Filibuster Kills Troop Withdrawal Bill
After staying up all night to make a point, Senate Democrats allowed a cloture vote on the troop withdrawal bill. As expected, it easily failed.
Senate Republicans scuttled a Democratic proposal ordering troop withdrawals from Iraq in a showdown Wednesday that capped an all-night debate on the war. The 52-47 vote fell short of the 60 votes needed to cut off debate under Senate rules. It was a sound defeat for Democrats who say the U.S. military campaign, in its fifth year and requiring 158,000 troops, cannot tame the sectarian violence in Iraq.
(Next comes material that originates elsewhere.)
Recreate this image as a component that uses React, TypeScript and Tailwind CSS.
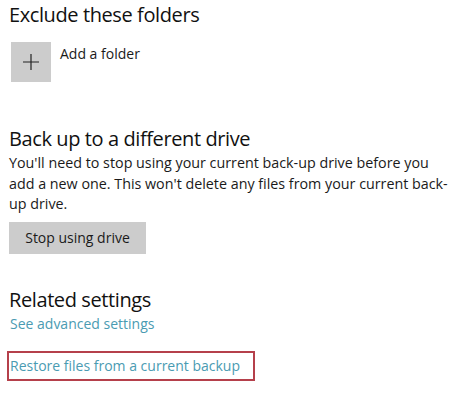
import React from 'react';

export default function App() {
    return (
        <div className="w-[468px] h-[398px] bg-white text-[#1a1a1a] px-[9px] pt-[1px]" style={{ fontFamily: '"Open Sans", "Noto Sans", sans-serif' }}>
            {/* Exclude */}
            <h2 className="text-[20px] leading-[28px] tracking-[-0.4px] text-[#111]">Exclude these folders</h2>
            <button className="mt-[13px] flex items-start gap-[9px] ml-[2px]">
                <span className="w-[40px] h-[40px] bg-[#cccccc] flex items-center justify-center">
                    <svg width="16" height="16" viewBox="0 0 16 16" stroke="#222" strokeWidth="1.2">
                        <path d="M8 0v16M0 8h16" />
                    </svg>
                </span>
                <span className="text-[14px] leading-[20px] mt-[2px]">Add a folder</span>
            </button>

            {/* Back up */}
            <h2 className="mt-[43px] text-[20px] leading-[28px] tracking-[-0.4px] text-[#111]">Back up to a different drive</h2>
            <p className="text-[14.3px] leading-[20.5px] whitespace-nowrap">
                You'll need to stop using your current back-up drive before you<br />
                add a new one. This won't delete any files from your current back-<br />
                up drive.
            </p>
            <button className="mt-[7px] w-[137px] h-[32px] bg-[#cccccc] text-[14px]">Stop using drive</button>

            {/* Related */}
            <h2 className="mt-[32px] text-[20px] leading-[28px] tracking-[-0.4px] text-[#111]">Related settings</h2>
            <a className="block ml-[1px] text-[14px] leading-[20px] text-[#4a9bb2]">See advanced settings</a>
            <div className="mt-[17px] -ml-[2px] w-[248px] h-[30px] border-2 border-[#b5404b] flex items-center pl-[1px]">
                <a className="text-[14px] leading-[20px] text-[#4a9bb2]">Restore files from a current backup</a>
            </div>
        </div>
    );
}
The Democratic proposal, by Sens. Carl Levin, D-Mich., and Jack Reed, D-R.I., would have required President Bush to start bringing home troops within 120 days and complete the pullout by April 30, 2008. Under the bill, an unspecified number of troops could remain behind to conduct a narrow set of missions: counterterrorism, protecting U.S. assets and training Iraqi security forces.
Republicans were mostly unified in their opposition to sidetrack the legislation, with four exceptions. Three Republicans — Sens. Gordon Smith of Oregon, Olympia Snowe of Maine and Chuck Hagel of Nebraska — announced previously they support setting a deadline on the war. Sen. Susan Collins, R-Maine, who is up for re-election next year, also voted to advance the bill. Spokesman Kevin Kelley said Collins believes the measure should be subject to a simple majority vote and not the 60 votes needed to end a filibuster. She opposes the legislation, however, Kelley said.
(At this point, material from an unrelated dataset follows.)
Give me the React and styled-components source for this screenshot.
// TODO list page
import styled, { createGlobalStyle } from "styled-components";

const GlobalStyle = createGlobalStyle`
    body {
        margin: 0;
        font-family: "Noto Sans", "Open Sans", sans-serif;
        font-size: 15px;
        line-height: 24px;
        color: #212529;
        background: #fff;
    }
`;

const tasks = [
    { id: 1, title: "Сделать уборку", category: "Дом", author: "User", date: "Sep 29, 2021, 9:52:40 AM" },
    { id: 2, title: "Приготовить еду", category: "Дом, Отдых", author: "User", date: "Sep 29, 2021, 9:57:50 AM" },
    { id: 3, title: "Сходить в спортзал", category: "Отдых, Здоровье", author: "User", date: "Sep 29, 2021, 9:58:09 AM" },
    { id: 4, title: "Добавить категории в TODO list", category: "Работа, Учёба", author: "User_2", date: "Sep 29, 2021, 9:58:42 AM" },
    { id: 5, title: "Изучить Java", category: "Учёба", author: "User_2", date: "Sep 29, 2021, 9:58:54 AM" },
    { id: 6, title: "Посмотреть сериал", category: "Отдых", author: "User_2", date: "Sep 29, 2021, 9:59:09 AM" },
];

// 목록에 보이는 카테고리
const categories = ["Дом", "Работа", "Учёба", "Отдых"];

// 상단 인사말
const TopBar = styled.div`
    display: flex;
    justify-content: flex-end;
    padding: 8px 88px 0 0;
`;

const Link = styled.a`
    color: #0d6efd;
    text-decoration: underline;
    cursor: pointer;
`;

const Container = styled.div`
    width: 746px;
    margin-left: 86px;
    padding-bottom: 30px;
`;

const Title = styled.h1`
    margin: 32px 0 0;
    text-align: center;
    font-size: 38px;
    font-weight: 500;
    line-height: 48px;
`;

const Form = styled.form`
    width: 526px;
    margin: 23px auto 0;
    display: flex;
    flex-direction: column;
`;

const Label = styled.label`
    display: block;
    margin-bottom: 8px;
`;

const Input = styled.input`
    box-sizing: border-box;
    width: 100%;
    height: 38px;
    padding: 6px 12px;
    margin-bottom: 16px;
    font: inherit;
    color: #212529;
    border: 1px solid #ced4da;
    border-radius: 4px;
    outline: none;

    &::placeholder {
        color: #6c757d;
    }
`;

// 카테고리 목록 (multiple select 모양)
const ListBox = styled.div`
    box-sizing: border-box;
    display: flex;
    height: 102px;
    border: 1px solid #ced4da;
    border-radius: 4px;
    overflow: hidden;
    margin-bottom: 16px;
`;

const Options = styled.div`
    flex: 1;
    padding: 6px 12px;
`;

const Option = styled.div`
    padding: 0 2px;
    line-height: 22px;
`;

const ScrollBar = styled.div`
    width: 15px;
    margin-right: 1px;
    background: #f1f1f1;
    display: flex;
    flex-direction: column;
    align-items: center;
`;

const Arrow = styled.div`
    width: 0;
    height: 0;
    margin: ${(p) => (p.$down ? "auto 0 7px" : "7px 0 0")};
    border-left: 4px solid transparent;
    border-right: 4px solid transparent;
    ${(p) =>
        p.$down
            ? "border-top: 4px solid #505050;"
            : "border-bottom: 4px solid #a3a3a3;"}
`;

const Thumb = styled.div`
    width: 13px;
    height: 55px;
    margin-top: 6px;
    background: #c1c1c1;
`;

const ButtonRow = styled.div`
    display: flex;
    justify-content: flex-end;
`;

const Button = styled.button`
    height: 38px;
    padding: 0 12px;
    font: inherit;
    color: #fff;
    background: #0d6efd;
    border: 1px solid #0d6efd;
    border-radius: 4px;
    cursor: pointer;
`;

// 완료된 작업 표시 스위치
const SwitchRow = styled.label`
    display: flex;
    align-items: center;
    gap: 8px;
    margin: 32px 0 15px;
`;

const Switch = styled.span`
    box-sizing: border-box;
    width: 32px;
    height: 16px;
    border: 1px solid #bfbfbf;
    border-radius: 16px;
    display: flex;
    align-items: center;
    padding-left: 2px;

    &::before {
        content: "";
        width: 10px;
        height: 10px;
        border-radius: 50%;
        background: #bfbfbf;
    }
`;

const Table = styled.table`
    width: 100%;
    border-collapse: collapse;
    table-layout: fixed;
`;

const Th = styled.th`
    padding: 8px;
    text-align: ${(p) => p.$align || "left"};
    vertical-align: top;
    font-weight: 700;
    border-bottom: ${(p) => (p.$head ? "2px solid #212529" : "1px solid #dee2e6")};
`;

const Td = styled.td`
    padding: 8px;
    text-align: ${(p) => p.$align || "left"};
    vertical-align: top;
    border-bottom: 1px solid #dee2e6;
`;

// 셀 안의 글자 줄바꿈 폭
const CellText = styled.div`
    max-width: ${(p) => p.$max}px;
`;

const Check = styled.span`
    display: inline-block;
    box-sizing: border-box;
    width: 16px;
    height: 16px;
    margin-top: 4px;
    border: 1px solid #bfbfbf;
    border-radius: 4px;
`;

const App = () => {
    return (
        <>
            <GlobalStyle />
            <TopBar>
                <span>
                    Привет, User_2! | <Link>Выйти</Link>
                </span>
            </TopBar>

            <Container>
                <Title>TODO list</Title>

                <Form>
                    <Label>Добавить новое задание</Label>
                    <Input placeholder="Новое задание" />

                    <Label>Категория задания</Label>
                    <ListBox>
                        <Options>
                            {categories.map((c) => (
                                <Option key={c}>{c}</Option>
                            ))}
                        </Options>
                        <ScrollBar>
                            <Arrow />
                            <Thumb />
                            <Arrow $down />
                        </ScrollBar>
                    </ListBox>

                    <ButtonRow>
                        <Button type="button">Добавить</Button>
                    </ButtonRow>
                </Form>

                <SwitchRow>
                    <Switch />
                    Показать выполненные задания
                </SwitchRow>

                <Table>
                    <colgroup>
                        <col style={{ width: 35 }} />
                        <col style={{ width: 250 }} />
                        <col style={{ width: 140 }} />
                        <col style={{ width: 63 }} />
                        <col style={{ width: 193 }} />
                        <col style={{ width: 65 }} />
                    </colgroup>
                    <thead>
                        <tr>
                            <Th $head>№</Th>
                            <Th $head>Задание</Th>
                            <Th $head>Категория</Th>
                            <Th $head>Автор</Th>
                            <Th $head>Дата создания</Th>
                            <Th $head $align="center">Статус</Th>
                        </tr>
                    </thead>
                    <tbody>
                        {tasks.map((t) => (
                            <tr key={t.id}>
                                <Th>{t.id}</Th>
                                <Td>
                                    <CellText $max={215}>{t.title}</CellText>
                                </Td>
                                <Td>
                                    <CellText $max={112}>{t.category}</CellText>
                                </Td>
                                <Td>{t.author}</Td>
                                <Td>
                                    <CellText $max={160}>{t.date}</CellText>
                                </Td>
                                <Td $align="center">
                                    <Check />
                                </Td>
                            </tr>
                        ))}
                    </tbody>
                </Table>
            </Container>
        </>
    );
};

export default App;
But voting to end debate is essentially a vote for the legislation, given the numbers. Even if Collins had voted the other way on an up-and-down vote, it would still have been 51-48.
Unless Collins opposes the filibuster as an institution — a defensible position, certainly — it’s hard to make a case for not filibustering this piece of legislation. This is, after all, the most crucial issue of our day. If anything should be subject to the veto of a vehement minority, it’s a change in war policy.